A Londra, dall’introduzione dei 19 km/h, si sono abbassate del 25% le morti e del 63% gli investimenti di pedoni. A Bruxelles, dopo un anno dall’ingresso del provvedimento, nel gennaio 2021, sono diminuiti del 28% gli incidenti e del 50% i morti e feriti gravi. E in Italia qual è la situazione? 

Le città 30 in Italia non ci sono. Per ora ce n’è soltanto una che precede Bologna: Olbia dal 2021. E dobbiamo specificarlo: avere una Città 30 non vuol dire che in tutte le strade di quel centro abitato il limite è di 30 km/h: c’è comunque una rete 50 di grandi strade e stradoni. Olbia è una città amministrata da un sindaco di Forza Italia, in questo momento in grave difficoltà perché il suo stesso partito gli sta facendo la guerra. Ora noi ci chiediamo se la direttiva sulla semplificazione dei limiti di velocità annunciata da Salvini riguarderà solo Bologna, o solo Olbia, o se vogliamo sdoganare provvedimenti che vadano solo contro i comuni del centrosinistra, mentre con quelli del centrodestra faremo un’altra repubblica e uno Stato a parte. Perché ormai stiamo ragionando così. Una Città 30 è definita tale quando il limite riguarda circa il 70% delle strade: in Europa abbiamo città dove riguarda anche il 90% della viabilità. E non è che in Belgio, per esempio, siano necessariamente più progressisti che in Italia: le proteste ci sono state anche lì. Ma poi, piano piano, quando la cittadinanza vede gli effetti del provvedimento, comincia a volete il limite a 30 anche nella strada di casa propria. A Bologna l’ho visto con le pedonalizzazioni: quando abbiamo pedonalizzato il centro storico è stato un fioccare di ricorsi al Tar delle associazioni dei commercianti e di guerre puniche. Ora sono le associazioni stesse a chiederci di pedonalizzare, perché vedono i benefici sul commercio. Credo che sulla Città 30 andrà esattamente allo stesso modo”.

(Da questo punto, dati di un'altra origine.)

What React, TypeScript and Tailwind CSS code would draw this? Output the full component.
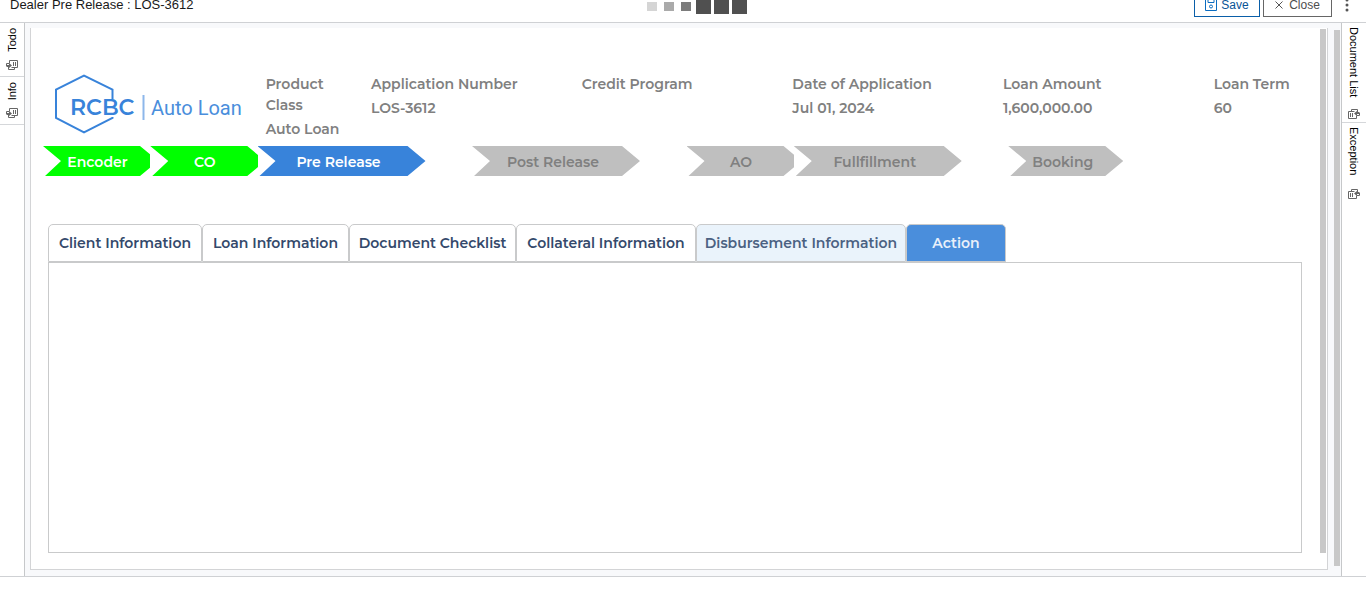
import React from "react";

const info = [
  { label: "Product Class", value: "Auto Loan", span: "col-span-1 pr-5" },
  { label: "Application Number", value: "LOS-3612", span: "col-span-2 pr-5" },
  { label: "Credit Program", value: "", span: "col-span-2 pr-5" },
  { label: "Date of Application", value: "Jul 01, 2024", span: "col-span-2 pr-5" },
  { label: "Loan Amount", value: "1,600,000.00", span: "col-span-2 pr-5" },
  { label: "Loan Term", value: "60", span: "col-span-1" },
];

const done = "bg-[#00ff00] text-white";
const current = "bg-[#3883da] text-white";
const pending = "bg-[#bfbfbf] text-[#808080]";

const steps = [
  { label: "Encoder", tone: done, span: "col-span-1", width: "w-[115px]" },
  { label: "CO", tone: done, span: "col-span-1", width: "w-[115px]" },
  { label: "Pre Release", tone: current, span: "col-span-2", width: "w-[168px]" },
  { label: "Post Release", tone: pending, span: "col-span-2", width: "w-[168px]" },
  { label: "AO", tone: pending, span: "col-span-1", width: "w-[115px]" },
  { label: "Fullfillment", tone: pending, span: "col-span-2", width: "w-[168px]" },
  { label: "Booking", tone: pending, span: "col-span-2", width: "w-[115px]" },
];

const plainTab = "bg-white text-[#34496b]";
const tabs = [
  { label: "Client Information", style: plainTab, width: "w-[154px]" },
  { label: "Loan Information", style: plainTab, width: "w-[147px]" },
  { label: "Document Checklist", style: plainTab, width: "w-[167px]" },
  { label: "Collateral Information", style: plainTab, width: "w-[180px]" },
  { label: "Disbursement Information", style: "bg-[#eaf3fb] text-[#4b6182]", width: "w-[210px]" },
  { label: "Action", style: "bg-[#4a8edc] text-[#e9f0fa]", width: "w-[100px]" },
];

function PanelIcon({ flipped = false }: { flipped?: boolean }) {
  return (
    <svg
      viewBox="0 0 12 10"
      className={flipped ? "h-[10px] w-3 shrink-0 rotate-180" : "h-[10px] w-3 shrink-0"}
      fill="none"
      stroke="#666"
      aria-hidden="true"
    >
      <path d="M3.500 3V.5h8v7h-6" />
      <path d="M7.500 2v4M9.500 2v4" />
      <path d="M2.500 7v2.500h6v-2" />
      <path d="M.5 6.500v-3h3" />
      <path d="M1 5h2V3l3 2.500L3 8V7H1z" fill="#666" stroke="none" />
    </svg>
  );
}

function Logo() {
  return (
    <svg viewBox="0 0 190 64" className="h-16 w-[190px]" role="img" aria-label="RCBC Auto Loan">
      <path
        d="M57.500 28V18.500L29 4.500 1 18.500V47L29 61.500 57.500 47V46"
        fill="none"
        stroke="#3883da"
        strokeWidth="2"
      />
      <text x="15" y="44" fill="#3883da" fontFamily="Montserrat, Inter, sans-serif" fontSize="22" fontWeight="600">
        RCBC
      </text>
      <path d="M88.500 24v25" stroke="#8db7ea" strokeWidth="2" />
      <text x="96" y="44" fill="#4a8edc" fontFamily="Roboto, sans-serif" fontSize="20" fontWeight="400">
        Auto Loan
      </text>
    </svg>
  );
}

function SideItem({ label, size, flipped }: { label: string; size: string; flipped?: boolean }) {
  return (
    <button
      type="button"
      className={`flex w-full flex-col items-center justify-between border-[#d5d7da] text-[11px] leading-3 text-black ${size}`}
    >
      <span className={flipped ? "[writing-mode:vertical-rl]" : "rotate-180 [writing-mode:vertical-rl]"}>{label}</span>
      <PanelIcon flipped={flipped} />
    </button>
  );
}

export default function App() {
  return (
    <div className="bg-white font-['Liberation_Sans',Arial,sans-serif]">
      <header className="grid h-[23px] grid-cols-[1fr_auto_1fr] grid-rows-[22px] items-end overflow-hidden border-b border-[#cfd1d4]">
        <h1 className="pb-[9px] pl-[10px] text-[13px] leading-4 text-[#1a1a1a]">Dealer Pre Release : LOS-3612</h1>
        <div className="flex h-[22px] items-start gap-[3px] pl-7" role="status" aria-label="Loading">
          <span className="mt-[2px] mr-1 h-[9px] w-[10px] bg-[#d5d5d5]" />
          <span className="mt-[2px] mr-1 h-[9px] w-[10px] bg-[#aaaaaa]" />
          <span className="mt-[2px] mr-[2px] h-[9px] w-[10px] bg-[#7c7c7c]" />
          <span className="h-[14px] w-[15px] bg-[#505050]" />
          <span className="h-[14px] w-[15px] bg-[#505050]" />
          <span className="h-[14px] w-[15px] bg-[#505050]" />
        </div>
        <div className="flex items-end justify-end gap-[3px] pr-[17px] pb-[5px] text-xs">
          <button type="button" className="flex h-6 w-[66px] items-center justify-center gap-1 border border-[#0a5ea8] text-[#0a5495]">
            <svg viewBox="0 0 12 12" className="size-3" fill="none" stroke="#0a6cc0" aria-hidden="true">
              <path d="M.5 .5h11v11H.5zM3 .5v3h6v-3" />
              <circle cx="6" cy="7.500" r="1.500" />
            </svg>
            Save
          </button>
          <button type="button" className="flex h-6 w-[69px] items-center justify-center gap-[6px] border border-[#666] text-[#4d4d4d]">
            <svg viewBox="0 0 8 8" className="size-2" fill="none" stroke="#555" aria-hidden="true">
              <path d="M.5 .5l7 7M7.500 .5l-7 7" />
            </svg>
            Close
          </button>
          <button type="button" aria-label="More" className="ml-[10px] pb-[5px]">
            <svg viewBox="0 0 4 14" className="h-[14px] w-1" fill="#555" aria-hidden="true">
              <circle cx="2" cy="2" r="1.500" />
              <circle cx="2" cy="7" r="1.500" />
              <circle cx="2" cy="12" r="1.500" />
            </svg>
          </button>
        </div>
      </header>

      <div className="flex border-b border-[#cfd1d4]">
        <nav aria-label="Left panels" className="w-[25px] shrink-0 border-r border-[#c6c8ca]">
          <SideItem label="Todo" size="h-[54px] border-b pt-[5px] pb-[6px]" />
          <SideItem label="Info" size="h-12 border-b pt-[5px] pb-[6px]" />
        </nav>

        <main className="flex min-w-0 grow bg-[#f8f9fb] pt-[5px] pb-[6px] pl-[5px] font-[Montserrat,Inter,sans-serif]">
          <div className="flex min-w-0 grow border-x border-b border-[#d3d4d6] bg-white">
            <div className="min-w-0 grow overflow-hidden pb-4">
              <section className="grid grid-cols-12 pt-[43px] pr-px pl-6 text-[14px] leading-[21px] font-semibold text-[#808080]">
                <div className="col-span-2">
                  <Logo />
                </div>
                {info.map((item) => (
                  <dl key={item.label} className={`pt-[3px] ${item.span}`}>
                    <dt>{item.label}</dt>
                    <dd className="mt-[3px]">{item.value}</dd>
                  </dl>
                ))}
              </section>

              <ol className="-mr-[10px] ml-3 grid grid-cols-12 pt-[6px] text-[14px] font-semibold">
                {steps.map((step) => (
                  <li key={step.label} className={`overflow-hidden ${step.span}`}>
                    <div
                      className={`flex h-[30px] items-center justify-center pt-[2px] pr-[6px] [clip-path:polygon(0_0,calc(100%-18px)_0,100%_50%,calc(100%-18px)_100%,2px_100%,18px_50%)] ${step.tone} ${step.width}`}
                    >
                      {step.label}
                    </div>
                  </li>
                ))}
              </ol>

              <section className="mt-12 mr-[18px] ml-[17px]">
                <div role="tablist" className="flex text-[14px] font-semibold">
                  {tabs.map((tab) => (
                    <button
                      key={tab.label}
                      type="button"
                      role="tab"
                      aria-selected={tab.label === "Action"}
                      className={`h-[38px] shrink-0 rounded-t-[5px] border border-[#c9cacb] whitespace-nowrap ${tab.style} ${tab.width}`}
                    >
                      {tab.label}
                    </button>
                  ))}
                </div>
                <div role="tabpanel" className="h-[291px] border border-[#c9cacb]" />
              </section>
            </div>
            <div className="mt-px mr-px mb-4 w-[6px] shrink-0 bg-[#c8c8c8]" />
          </div>
          <div className="mt-[2px] mr-px mb-1 ml-[6px] w-[6px] shrink-0 bg-[#c8c8c8]" />
        </main>

        <nav aria-label="Right panels" className="w-[25px] shrink-0 border-l border-[#c6c8ca]">
          <SideItem label="Document List" size="h-[100px] border-b pt-1 pb-[3px]" flipped />
          <SideItem label="Exception" size="h-[79px] pt-1 pb-[3px]" flipped />
        </nav>
      </div>
    </div>
  );
}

Qual è un tempo ragionevole per capire quali sono i benefici sul tasso di incidenti? 

“In base alle esperienze precedenti, due anni: è il tempo per sedimentare il cambiamento e per l’acquisizione culturale. È anche la ragione per cui stiamo agendo adesso: vogliamo che da qui a fine mandato ci sia già un bilancio di che cosa ha voluto dire questo provvedimento. Molti ci hanno suggerito di aspettare la chiusura dei cantieri del tram che pure qui a Bologna sono stati attivati. Ma se agiamo sei mesi prima della campagna elettorale, il risultato sarà quello di portare solo lo sconvolgimento del cambiamento e di non avere garanzia che nel mandato successivo il progetto possa essere mandato avanti”.

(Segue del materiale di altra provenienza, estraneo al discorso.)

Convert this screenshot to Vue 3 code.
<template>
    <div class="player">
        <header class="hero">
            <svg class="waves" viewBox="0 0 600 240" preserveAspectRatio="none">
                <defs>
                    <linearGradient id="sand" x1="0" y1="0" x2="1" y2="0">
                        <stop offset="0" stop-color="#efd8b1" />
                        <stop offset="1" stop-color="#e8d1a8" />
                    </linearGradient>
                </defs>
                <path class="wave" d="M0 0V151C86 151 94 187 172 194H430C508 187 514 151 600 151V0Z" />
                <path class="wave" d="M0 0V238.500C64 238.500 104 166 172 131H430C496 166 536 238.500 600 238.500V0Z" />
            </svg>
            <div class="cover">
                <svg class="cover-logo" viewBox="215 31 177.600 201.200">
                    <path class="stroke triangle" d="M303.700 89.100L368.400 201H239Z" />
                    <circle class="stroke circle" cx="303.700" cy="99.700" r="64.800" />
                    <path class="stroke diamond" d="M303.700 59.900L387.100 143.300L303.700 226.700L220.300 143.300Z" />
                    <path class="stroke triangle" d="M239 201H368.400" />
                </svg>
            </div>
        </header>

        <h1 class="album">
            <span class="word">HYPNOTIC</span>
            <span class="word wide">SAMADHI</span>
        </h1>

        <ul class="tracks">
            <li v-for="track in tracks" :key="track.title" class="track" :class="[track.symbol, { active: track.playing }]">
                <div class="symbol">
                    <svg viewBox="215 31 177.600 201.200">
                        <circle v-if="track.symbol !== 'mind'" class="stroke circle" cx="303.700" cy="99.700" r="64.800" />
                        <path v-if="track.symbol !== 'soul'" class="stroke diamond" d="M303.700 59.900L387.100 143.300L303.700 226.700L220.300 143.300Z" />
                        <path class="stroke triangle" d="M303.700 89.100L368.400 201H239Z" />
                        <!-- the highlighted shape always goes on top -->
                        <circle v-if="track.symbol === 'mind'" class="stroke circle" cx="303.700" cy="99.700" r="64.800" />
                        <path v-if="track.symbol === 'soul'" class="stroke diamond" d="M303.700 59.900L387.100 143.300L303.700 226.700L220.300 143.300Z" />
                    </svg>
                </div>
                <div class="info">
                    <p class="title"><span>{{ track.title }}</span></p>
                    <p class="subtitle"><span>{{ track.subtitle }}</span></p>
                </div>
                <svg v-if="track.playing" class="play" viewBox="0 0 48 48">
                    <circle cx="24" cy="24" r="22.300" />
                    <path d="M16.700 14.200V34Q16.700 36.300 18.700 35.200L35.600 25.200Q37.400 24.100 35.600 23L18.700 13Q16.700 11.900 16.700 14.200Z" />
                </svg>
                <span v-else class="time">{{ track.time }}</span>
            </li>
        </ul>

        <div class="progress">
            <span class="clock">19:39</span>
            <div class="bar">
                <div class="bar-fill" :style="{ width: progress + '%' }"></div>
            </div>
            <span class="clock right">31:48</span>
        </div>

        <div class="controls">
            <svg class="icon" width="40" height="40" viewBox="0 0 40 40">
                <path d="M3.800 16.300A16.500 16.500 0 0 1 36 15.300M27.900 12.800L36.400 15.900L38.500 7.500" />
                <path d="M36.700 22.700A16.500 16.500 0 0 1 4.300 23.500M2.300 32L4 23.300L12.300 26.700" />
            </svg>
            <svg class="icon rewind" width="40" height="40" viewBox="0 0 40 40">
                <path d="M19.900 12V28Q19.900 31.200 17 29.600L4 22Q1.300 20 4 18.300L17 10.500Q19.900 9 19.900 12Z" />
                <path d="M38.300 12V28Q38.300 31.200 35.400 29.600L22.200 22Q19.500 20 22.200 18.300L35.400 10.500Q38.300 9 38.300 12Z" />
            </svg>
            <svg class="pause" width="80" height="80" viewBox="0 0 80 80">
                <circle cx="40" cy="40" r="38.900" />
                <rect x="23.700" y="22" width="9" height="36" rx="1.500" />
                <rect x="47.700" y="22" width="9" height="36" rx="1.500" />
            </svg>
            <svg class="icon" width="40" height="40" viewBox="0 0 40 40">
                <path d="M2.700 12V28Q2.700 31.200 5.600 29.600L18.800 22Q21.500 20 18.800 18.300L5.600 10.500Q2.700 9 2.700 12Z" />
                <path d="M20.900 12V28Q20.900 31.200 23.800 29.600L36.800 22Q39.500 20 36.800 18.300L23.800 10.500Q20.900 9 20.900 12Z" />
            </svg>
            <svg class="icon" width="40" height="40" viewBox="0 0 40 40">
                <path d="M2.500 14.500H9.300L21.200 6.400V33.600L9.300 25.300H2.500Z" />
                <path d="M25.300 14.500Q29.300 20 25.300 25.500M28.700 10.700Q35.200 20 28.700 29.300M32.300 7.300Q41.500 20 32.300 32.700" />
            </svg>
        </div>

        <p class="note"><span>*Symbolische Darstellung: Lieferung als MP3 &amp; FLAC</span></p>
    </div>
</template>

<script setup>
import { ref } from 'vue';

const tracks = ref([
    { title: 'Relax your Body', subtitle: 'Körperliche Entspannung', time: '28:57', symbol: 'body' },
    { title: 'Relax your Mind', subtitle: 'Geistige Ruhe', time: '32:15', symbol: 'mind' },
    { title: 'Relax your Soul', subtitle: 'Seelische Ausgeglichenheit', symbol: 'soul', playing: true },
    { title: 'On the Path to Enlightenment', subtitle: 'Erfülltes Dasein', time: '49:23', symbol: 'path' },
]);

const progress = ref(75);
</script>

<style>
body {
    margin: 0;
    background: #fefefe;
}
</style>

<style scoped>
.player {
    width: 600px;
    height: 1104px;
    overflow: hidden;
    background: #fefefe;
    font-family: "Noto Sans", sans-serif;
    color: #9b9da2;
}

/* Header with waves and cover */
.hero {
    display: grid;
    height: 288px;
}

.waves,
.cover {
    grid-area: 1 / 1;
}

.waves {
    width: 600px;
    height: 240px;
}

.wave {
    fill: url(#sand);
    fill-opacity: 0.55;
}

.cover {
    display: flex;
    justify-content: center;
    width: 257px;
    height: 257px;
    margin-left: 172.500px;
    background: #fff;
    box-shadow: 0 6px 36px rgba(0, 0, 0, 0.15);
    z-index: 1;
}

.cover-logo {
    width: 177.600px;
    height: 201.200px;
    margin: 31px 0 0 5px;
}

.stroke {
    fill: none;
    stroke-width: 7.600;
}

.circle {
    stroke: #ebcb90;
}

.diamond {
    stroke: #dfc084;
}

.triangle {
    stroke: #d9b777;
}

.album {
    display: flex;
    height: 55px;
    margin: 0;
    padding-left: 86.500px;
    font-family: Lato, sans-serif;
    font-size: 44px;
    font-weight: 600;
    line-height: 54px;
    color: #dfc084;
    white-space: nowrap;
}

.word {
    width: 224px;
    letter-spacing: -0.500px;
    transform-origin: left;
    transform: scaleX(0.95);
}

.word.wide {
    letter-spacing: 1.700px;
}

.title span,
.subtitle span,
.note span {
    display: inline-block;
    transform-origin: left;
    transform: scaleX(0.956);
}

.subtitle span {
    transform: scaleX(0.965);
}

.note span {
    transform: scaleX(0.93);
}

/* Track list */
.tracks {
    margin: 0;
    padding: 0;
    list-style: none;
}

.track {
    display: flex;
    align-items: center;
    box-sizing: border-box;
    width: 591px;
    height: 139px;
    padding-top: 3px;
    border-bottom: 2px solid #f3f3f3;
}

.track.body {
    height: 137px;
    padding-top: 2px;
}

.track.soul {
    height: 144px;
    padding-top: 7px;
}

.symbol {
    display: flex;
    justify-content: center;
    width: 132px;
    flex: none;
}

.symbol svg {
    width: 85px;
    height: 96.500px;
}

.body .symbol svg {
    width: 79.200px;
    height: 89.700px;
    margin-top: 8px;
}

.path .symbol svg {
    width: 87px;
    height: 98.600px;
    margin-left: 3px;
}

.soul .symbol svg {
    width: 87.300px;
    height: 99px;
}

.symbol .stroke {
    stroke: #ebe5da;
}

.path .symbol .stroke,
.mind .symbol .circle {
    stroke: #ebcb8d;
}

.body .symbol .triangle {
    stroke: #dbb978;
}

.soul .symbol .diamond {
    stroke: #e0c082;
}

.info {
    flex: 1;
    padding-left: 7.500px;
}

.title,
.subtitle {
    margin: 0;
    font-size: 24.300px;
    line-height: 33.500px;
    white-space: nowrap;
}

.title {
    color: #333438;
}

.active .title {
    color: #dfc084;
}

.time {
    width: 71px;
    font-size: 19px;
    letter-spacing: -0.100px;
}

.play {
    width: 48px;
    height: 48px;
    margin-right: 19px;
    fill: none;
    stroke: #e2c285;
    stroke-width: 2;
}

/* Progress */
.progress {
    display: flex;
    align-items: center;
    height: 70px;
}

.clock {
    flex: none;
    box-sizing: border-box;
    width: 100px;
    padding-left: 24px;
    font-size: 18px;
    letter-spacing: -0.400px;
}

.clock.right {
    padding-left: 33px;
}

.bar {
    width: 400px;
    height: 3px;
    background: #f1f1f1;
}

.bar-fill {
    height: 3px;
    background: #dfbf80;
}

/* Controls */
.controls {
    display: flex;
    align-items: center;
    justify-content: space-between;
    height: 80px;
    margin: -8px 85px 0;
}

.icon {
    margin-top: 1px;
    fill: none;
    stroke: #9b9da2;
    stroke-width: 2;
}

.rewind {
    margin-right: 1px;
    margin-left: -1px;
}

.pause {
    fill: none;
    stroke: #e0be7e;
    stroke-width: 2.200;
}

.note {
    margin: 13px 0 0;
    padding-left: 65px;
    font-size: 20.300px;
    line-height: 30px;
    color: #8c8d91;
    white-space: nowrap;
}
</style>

Perché la prospettiva di andare a 30 all’ora in città provoca tante proteste? 

“Ci sono due elementi culturali, secondo me. Uno prettamente italiano, che viene da una scarsa cultura dello Stato. Penso di non dire niente di strano: siamo il popolo dei fleximen, dove una che danneggia il patrimonio pubblico viene esaltata ed è vista come eroica perché magari ci risparmia una multa di 50 euro. Soldi che poi alla fine dovremmo pagare comunque per quell’atto di vandalismo come collettività: ma a noi interessa solo che non arrivi il bollettino a casa. Il rispetto delle regole, in Italia, non sempre viene visto come un valore positivo. Meglio quello un po’ individualistico del furbetto. La seconda ragione non riguarda solo l’Italia, ma in generale il mondo dell’automotive. Vengo spesso accusata di far parte del partito anti-auto, perché sono impegnata su questi temi da tantissimi anni. In realtà noi non siamo contro l’auto: siamo contro un suo uso irrazionale. E però l’irrazionalità purtroppo è l’arma vincente del marketing. Siamo vittime di una di un marketing pubblicitario sull’auto che va avanti da almeno 30 anni a mia memoria, forse da 50. L’auto – ti raccontano, per venderle – ti dà libertà di movimento. Tutte le pubblicità dell’auto sono ambientate in strade vuote, dalla velocità senza controllo, dalla libertà assoluta: questi sono i valori associati alla guida. Poi la vita reale è fatta di tempo in coda nel traffico. E però crediamo veramente, molto spesso, di metterci meno in auto. Ovviamente se parliamo di tragitti di 20-30 km è assolutamente vero. Ma a Bologna abbiamo visto che la metà dei tragitti in auto è di meno di 5 km. La libertà di guidare è qualcosa di buono per vendere le macchine, ma non per spiegare alle persone in che modo spostarsi in maniera davvero più efficiente, economica e vantaggiosa“.

Vedremo mai una Città 30 anche in contesti complessi, come può essere per esempio Roma?

“Penso che tutte le città possano sognarlo, sì. Un tempo sembrava impossibile che Roma avrebbe avuto piste ciclabili: e invece ce ne sono e ce ne saranno sempre di più. Certo, ovunque i cambiamenti sono difficili e vanno sempre difesi. Siamo il Paese della Fiat, l’auto per noi rappresenta un simbolo di sviluppo e di libertà più che in altre nazioni. In una città come Roma può essere più complicato, la discussione è più complessa anche da un punto di vista politico proprio per la presenza delle istituzioni, insieme alla complessità della città e della sua urbanistica. Però penso che la strada è stracciata e la stessa cittadinanza romana si renderà conto che no, non è normale dare per scontato che attraversando la strada si rischia di morire. Conto sull’orgoglio e sull’amore per la vita”.